Just got through watching a pretty exciting game between Los Santos de Nuevo Orleans y Los Tejanos de Houston in the Superdome. Los Santos won 40 to 33. It’s a little weird watching a game with Spanish narration, but not as strange as watching a game over in France. There they used to have a game of the week on the television on Mondays. Americans found it nearly impossible to watch it. Theoretically, a football game is 60 minutes long. Theoretically. But we all know it takes at least 90 minutes what with all the time outs and clock stoppages for incomplete passes, runners stepping out of bounds, etc. But not on French television.
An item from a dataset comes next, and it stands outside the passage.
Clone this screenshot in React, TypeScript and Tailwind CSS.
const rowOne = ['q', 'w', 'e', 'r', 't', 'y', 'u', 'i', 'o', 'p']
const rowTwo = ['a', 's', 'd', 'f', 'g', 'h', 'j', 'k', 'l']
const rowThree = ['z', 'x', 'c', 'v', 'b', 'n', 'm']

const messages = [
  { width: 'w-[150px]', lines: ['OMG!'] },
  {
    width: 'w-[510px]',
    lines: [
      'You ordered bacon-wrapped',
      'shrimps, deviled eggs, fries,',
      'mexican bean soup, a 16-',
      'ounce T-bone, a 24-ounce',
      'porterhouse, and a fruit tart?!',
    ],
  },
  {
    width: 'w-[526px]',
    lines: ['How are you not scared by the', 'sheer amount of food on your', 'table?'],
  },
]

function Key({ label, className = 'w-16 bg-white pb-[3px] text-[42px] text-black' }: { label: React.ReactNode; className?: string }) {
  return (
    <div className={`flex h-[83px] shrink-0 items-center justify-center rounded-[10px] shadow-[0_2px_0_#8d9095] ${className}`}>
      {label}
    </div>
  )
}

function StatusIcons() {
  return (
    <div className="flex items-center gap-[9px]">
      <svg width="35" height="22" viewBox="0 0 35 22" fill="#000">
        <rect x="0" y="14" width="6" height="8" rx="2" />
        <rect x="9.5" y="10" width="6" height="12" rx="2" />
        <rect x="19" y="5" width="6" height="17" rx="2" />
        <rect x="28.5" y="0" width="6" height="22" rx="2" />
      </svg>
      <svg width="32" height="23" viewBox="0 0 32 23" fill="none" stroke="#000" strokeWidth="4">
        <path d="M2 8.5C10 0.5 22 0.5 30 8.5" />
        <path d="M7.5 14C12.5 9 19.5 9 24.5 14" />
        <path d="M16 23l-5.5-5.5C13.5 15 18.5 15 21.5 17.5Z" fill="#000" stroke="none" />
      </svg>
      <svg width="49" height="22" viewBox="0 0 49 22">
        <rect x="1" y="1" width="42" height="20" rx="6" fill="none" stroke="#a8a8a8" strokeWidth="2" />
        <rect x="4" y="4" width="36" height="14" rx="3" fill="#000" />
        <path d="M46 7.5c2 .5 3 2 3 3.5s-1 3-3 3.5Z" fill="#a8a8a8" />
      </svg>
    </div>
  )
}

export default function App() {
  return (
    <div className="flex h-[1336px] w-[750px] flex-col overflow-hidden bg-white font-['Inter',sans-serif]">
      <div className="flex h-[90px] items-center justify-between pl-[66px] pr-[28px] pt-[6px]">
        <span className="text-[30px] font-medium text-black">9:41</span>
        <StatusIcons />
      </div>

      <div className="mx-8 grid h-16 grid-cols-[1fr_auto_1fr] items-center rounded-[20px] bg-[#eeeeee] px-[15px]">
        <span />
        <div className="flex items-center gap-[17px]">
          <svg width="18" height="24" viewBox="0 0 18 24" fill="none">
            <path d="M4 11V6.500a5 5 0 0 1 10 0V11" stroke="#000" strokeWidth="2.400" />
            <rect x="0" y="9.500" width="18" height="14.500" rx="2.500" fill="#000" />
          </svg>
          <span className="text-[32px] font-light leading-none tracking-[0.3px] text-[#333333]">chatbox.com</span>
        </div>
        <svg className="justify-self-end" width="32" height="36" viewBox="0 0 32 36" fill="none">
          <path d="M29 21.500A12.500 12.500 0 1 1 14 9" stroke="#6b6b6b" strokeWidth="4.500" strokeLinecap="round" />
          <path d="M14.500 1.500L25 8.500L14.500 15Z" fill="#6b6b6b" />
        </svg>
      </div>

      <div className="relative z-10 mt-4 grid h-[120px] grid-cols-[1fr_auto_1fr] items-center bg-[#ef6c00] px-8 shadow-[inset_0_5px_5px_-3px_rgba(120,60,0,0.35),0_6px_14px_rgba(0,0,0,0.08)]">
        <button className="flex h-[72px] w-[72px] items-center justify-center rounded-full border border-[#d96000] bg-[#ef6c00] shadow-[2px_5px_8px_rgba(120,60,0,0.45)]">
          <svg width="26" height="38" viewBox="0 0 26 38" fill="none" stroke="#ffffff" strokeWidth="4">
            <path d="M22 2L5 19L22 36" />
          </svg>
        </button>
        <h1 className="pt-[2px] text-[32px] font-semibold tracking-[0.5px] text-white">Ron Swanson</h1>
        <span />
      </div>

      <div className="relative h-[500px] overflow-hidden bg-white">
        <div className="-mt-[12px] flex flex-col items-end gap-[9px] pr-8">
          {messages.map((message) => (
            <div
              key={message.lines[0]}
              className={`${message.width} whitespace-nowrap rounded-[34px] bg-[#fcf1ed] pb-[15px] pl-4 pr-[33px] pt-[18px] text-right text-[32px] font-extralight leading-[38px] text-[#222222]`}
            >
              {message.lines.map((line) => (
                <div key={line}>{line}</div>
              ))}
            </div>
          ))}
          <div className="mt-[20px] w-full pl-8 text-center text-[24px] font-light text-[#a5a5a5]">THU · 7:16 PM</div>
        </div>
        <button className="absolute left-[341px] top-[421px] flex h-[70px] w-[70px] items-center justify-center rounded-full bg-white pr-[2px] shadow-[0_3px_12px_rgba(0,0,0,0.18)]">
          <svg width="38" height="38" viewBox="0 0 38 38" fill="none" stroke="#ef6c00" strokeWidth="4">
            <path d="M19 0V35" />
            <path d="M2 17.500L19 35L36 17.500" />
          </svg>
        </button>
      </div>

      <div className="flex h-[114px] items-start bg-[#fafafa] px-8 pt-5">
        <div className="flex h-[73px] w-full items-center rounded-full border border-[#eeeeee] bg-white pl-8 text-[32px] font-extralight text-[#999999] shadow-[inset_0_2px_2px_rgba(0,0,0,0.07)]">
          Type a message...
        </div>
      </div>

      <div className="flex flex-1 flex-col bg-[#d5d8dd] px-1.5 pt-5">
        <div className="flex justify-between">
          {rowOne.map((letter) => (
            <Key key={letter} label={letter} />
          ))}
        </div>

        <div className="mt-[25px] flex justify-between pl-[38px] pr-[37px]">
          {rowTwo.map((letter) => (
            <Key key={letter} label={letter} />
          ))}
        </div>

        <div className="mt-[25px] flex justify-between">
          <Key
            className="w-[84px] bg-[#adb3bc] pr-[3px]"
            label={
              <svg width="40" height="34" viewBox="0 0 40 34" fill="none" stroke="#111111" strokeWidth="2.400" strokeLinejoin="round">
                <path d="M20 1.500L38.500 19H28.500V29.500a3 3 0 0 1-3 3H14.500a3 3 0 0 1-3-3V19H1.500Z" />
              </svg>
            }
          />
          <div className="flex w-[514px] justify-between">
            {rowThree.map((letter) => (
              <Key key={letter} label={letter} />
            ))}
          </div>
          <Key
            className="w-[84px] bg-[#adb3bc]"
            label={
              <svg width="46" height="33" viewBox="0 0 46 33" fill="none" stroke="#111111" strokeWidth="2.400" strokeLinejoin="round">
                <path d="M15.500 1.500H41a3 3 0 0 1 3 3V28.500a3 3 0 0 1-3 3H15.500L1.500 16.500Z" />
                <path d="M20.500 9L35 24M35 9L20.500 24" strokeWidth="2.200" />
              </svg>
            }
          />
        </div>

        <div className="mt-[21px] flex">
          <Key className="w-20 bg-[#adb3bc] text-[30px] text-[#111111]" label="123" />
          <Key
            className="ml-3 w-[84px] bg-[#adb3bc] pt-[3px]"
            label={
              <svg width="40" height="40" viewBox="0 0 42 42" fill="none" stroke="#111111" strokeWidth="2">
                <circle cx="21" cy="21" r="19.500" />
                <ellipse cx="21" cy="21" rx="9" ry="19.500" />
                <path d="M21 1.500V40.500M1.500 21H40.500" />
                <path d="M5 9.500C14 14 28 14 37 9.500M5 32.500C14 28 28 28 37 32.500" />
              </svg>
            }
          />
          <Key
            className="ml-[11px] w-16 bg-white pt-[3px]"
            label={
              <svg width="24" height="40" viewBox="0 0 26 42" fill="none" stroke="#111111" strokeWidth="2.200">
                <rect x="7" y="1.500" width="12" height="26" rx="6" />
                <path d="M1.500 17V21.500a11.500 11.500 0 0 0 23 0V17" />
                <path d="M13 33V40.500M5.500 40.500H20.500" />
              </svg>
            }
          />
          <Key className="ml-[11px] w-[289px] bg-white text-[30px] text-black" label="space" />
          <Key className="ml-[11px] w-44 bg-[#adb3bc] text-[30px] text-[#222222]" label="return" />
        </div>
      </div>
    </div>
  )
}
There, after an incomplete pass the picture is right back with the quarterback under center and time outs are axed for the audience, too, so an American football game on television in France takes exactly 60 minutes to broadcast. But in spite of the Spanish narration here even someone who doesn’t speak the language can understand “yardas,” “completo,” “incompleto” and “TOUCHDOWN!!!” So practically anyone can catch the drift of the game.

The whole world became acquainted with the Superdome when Hurricane Katrina screamed in from the Gulf of Mexico and literally destroyed the City of New Orleans.  Some 26,000 fled to the “Dome” as a “refuge of last resort” for citizens who couldn’t leave the city” for whatever reason. Seating capacity for the Superdome in football configuration is 76,468 but in 1981 more than 87,500 attended a Rolling Stones concert in the “Dome.”

While the world might know what the Superdome is if you’re not from New Orleans or at least have lived there, you really don’t know why it’s as big as it is. There’s a quirky reason for it.

Sports visionary Dave Dixon dreamed up the idea when he was trying to convince the NFL to give The Big Sleazy a team and he looked westward towards Houston that had built the Astrodome which opened to the public in 1965. It was billed as the “Eighth Wonder of the World.” The following year Dixon and Louisiana Governor John McKeithen, who desperately wanted a huge project that would revitalize downtown New Orleans, Toured the Astrodome. Houstonians laughed at the men’s dream saying that Louisiana was so corrupt that such a project could never be successfully completed. Then and there McKeithen said that was bull shit and “I’m going to build a dome so big you can put this one inside of mine.” And when the Superdome was completed in August 1975 you could have put the Astrodome inside it, hence the name “Superdome.”

Maybe some day I’ll tell y’awl (N’Awlins expression) about my first visit to the dome which was to see the second Muhammad Ali-Leon Spinks fight but right now we’re talking about the Saints playing football there. When I see a game on television being played there I know that actual perspective. It’s right where I used to watch the home games when I lived in New Orleans.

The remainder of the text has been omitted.